Les énergies marines, sources d’espoir… et d’inquiétude

Indispensables à un mix énergétique décarboné, les énergies de la mer suscitent aussi des craintes liées à leurs potentiels impacts sur la biodiversité et les autres activités marines. Apaiser ces craintes nécessite d’approfondir encore les connaissances et de mieux les partager. (Cet article est issu de T La Revue n°10 - « Pourquoi faut-il sauver l'eau ? », actuellement en kiosque).
(Crédits : Istock)

Les experts du GIEC sont formels dans le dernier volet de leur sixième rapport, publié le 4 avril dernier : pour espérer éviter la catastrophe climatique, dont ils décrivent la progression au cours des dernières décennies, il faut accélérer massivement le déploiement des énergies renouvelables.

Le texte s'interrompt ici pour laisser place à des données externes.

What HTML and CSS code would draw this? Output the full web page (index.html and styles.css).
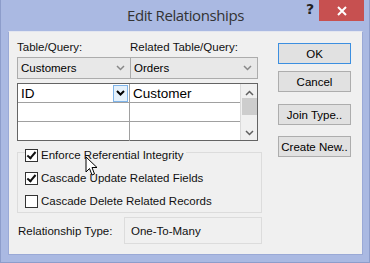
FILE: index.html
```html
<!DOCTYPE html>
<html lang="en">
<head>
    <meta charset="UTF-8">
    <title>Edit Relationships</title>
    <link rel="stylesheet" href="styles.css">
</head>
<body>
    <div class="window">
        <div class="titlebar">
            <div></div>
            <div class="title">Edit Relationships</div>
            <div class="title-buttons">
                <span class="help">?</span>
                <span class="close">
                    <svg width="12" height="10" viewBox="0 0 12 10"><path d="M2 1 L10 9 M10 1 L2 9" stroke="#fff" stroke-width="2"/></svg>
                </span>
            </div>
        </div>
        <div class="client">
            <div class="left">
                <div class="labels">
                    <div class="col">Table/Query:</div>
                    <div class="col">Related Table/Query:</div>
                </div>
                <div class="combos">
                    <div class="combo">
                        <span>Customers</span>
                        <svg class="chev" width="9" height="6" viewBox="0 0 9 6"><path d="M1 1 L4.5 4.5 L8 1" stroke="#888" stroke-width="1.5" fill="none"/></svg>
                    </div>
                    <div class="combo">
                        <span>Orders</span>
                        <svg class="chev" width="9" height="6" viewBox="0 0 9 6"><path d="M1 1 L4.5 4.5 L8 1" stroke="#888" stroke-width="1.5" fill="none"/></svg>
                    </div>
                </div>
                <div class="fields">
                    <div class="rows">
                        <div class="row">
                            <div class="cell first">ID
                                <span class="drop">
                                    <svg width="9" height="6" viewBox="0 0 9 6"><path d="M1 1 L4.5 4.5 L8 1" stroke="#000" stroke-width="2" fill="none"/></svg>
                                </span>
                            </div>
                            <div class="cell">Customer</div>
                        </div>
                        <div class="row">
                            <div class="cell first"></div>
                            <div class="cell"></div>
                        </div>
                        <div class="row">
                            <div class="cell first"></div>
                            <div class="cell"></div>
                        </div>
                    </div>
                    <div class="scrollbar">
                        <svg width="9" height="6" viewBox="0 0 9 6"><path d="M1 5 L4.5 1.5 L8 5" stroke="#606060" stroke-width="1.5" fill="none"/></svg>
                        <div class="thumb"></div>
                        <div class="track"></div>
                        <svg width="9" height="6" viewBox="0 0 9 6"><path d="M1 1 L4.5 4.5 L8 1" stroke="#606060" stroke-width="1.5" fill="none"/></svg>
                    </div>
                </div>
                <div class="options">
                    <label class="check"><span class="box checked"></span>Enforce Referential Integrity</label>
                    <label class="check"><span class="box checked"></span>Cascade Update Related Fields</label>
                    <label class="check"><span class="box"></span>Cascade Delete Related Records</label>
                </div>
                <div class="reltype">
                    <div class="rel-label">Relationship Type:</div>
                    <div class="rel-value">One-To-Many</div>
                </div>
            </div>
            <div class="right">
                <div class="button default">OK</div>
                <div class="button cancel">Cancel</div>
                <div class="button join">Join Type..</div>
                <div class="button">Create New..</div>
            </div>
            <svg class="cursor" width="14" height="21" viewBox="0 0 14 21">
                <path d="M1 1 L1 16 L4.5 12.5 L7 19 L9.5 18 L7 11.5 L12 11.5 Z" fill="#fff" stroke="#000" stroke-width="1" stroke-linejoin="round"/>
            </svg>
        </div>
    </div>
</body>
</html>
```

FILE: styles.css
```css
body {
    margin: 0;
    font-family: 'Liberation Sans', Arial, sans-serif;
    font-size: 11.5px;
    color: #000;
}
.window {
    width: 370px;
    height: 263px;
    box-sizing: border-box;
    background: #aab9e2;
    border: 1px solid #8d9dcb;
    border-top: none;
    padding: 0 6px 7px 7px;
    display: flex;
    flex-direction: column;
}
.titlebar {
    height: 31px;
    display: grid;
    grid-template-columns: 1fr auto 1fr;
    align-items: start;
}
.title {
    font-family: 'Open Sans', sans-serif;
    font-size: 15px;
    letter-spacing: -0.4px;
    color: #333;
    padding-top: 5px;
}
.title-buttons {
    display: flex;
    justify-content: flex-end;
    align-items: flex-start;
    margin-right: -1px;
}
.help {
    font-family: 'DejaVu Sans', sans-serif;
    font-weight: bold;
    font-size: 14px;
    color: #222;
    margin: 1px 5px 0 0;
}
.close {
    width: 45px;
    height: 21px;
    background: #c75050;
    display: flex;
    justify-content: center;
    align-items: center;
}
.client {
    flex: 1;
    background: #f0f0f0;
    border: 1px solid #9aa9d6;
    border-top-color: #e3e6f0;
    display: flex;
    padding: 9px 11px 0 8px;
    gap: 16px;
    position: relative;
}
.left {
    width: 245px;
    display: flex;
    flex-direction: column;
}
.labels {
    display: flex;
    width: 241px;
    height: 16px;
    color: #111;
}
.labels .col {
    width: 113px;
}
.combos {
    display: flex;
    width: 241px;
}
.combo {
    height: 20px;
    border: 1px solid #acacac;
    background: #e8e8e8;
    display: flex;
    align-items: center;
    justify-content: space-between;
    padding: 0 5px 0 3px;
}
.combo:first-child {
    flex: 0 0 104px;
}
.combo + .combo {
    border-left: none;
    flex: 0 0 118px;
}
.fields {
    margin-top: 4px;
    width: 239px;
    height: 56px;
    border: 1px solid #646464;
    background: #fff;
    display: flex;
}
.rows {
    flex: 1;
}
.row {
    display: flex;
    height: 19px;
    border-bottom: 1px solid #a0a0a0;
    box-sizing: border-box;
}
.row:last-child {
    border-bottom: none;
}
.cell {
    flex: 1;
    display: flex;
    align-items: center;
    padding-left: 3px;
    font-size: 13.5px;
    color: #000;
}
.cell.first {
    flex: 0 0 108px;
    border-right: 1px solid #a0a0a0;
    justify-content: space-between;
}
.drop {
    width: 15px;
    height: 17px;
    border: 1px solid #7eb4ea;
    background: #e5f1fb;
    display: flex;
    align-items: center;
    justify-content: center;
    margin-right: 1px;
    box-sizing: border-box;
}
.scrollbar {
    width: 17px;
    background: #f0f0f0;
    border-left: 1px solid #dadada;
    display: flex;
    flex-direction: column;
    align-items: center;
    padding: 6px 0 4px;
    box-sizing: border-box;
}
.thumb {
    width: 15px;
    height: 17px;
    background: #cdcdcd;
    margin-top: 2px;
}
.track {
    flex: 1;
}
.options {
    margin-top: 11px;
    height: 59px;
    border: 1px solid #dcdcdc;
    display: flex;
    flex-direction: column;
    align-items: flex-start;
    padding-left: 7px;
    gap: 7px;
    color: #111;
}
.check {
    display: flex;
    align-items: center;
    gap: 3px;
    height: 16px;
    padding-right: 2px;
    background: #f0f0f0;
}
.check:first-child {
    margin-top: -6px;
}
.box {
    width: 11px;
    height: 11px;
    border: 1px solid #333;
    background: #fff;
    position: relative;
}
.box.checked::after {
    content: '';
    position: absolute;
    left: 3px;
    top: 0;
    width: 3px;
    height: 7px;
    border: solid #111;
    border-width: 0 2px 2px 0;
    transform: rotate(40deg);
}
.reltype {
    margin-top: 4px;
    display: flex;
    align-items: center;
}
.rel-label {
    width: 106px;
    padding-left: 1px;
    color: #111;
}
.rel-value {
    flex: 1;
    height: 25px;
    border: 1px solid #dcdcdc;
    display: flex;
    align-items: center;
    padding-left: 6px;
    color: #111;
}
.right {
    width: 73px;
    display: flex;
    flex-direction: column;
    padding-top: 2px;
}
.button {
    height: 19px;
    border: 1px solid #adadad;
    background: #e1e1e1;
    display: flex;
    align-items: center;
    justify-content: center;
    color: #000;
}
.button.default {
    border-color: #3c8fe0;
}
.button.cancel {
    margin-top: 7px;
}
.button.join {
    margin-top: 12px;
    margin-bottom: 11px;
}
.cursor {
    position: absolute;
    left: 76px;
    top: 124px;
}
```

« Nous devons tripler le rythme d'investissement dans les énergies renouvelables », a ainsi martelé António Guterres, secrétaire général des Nations unies. « Elles sont moins chères, fournissent des emplois, la sécurité énergétique et une plus grande stabilité des prix », a-t-il rappelé. Des atouts d'autant plus précieux dans le contexte actuel de flambée des prix et de mise en lumière de notre dépendance collective aux énergies fossiles et aux pays producteurs, la Russie en tête.

À l'échelle mondiale, la dernière décennie a été marquée par la croissance exponentielle du solaire et de l'éolien terrestre. Représentant 88 % des nouvelles capacités de production énergétique installées en 2021, ils atteignent respectivement 849 et 825 gigawatts (GW). En parallèle, les prix du solaire ont été divisés par dix, et ceux de l'éolien terrestre par trois.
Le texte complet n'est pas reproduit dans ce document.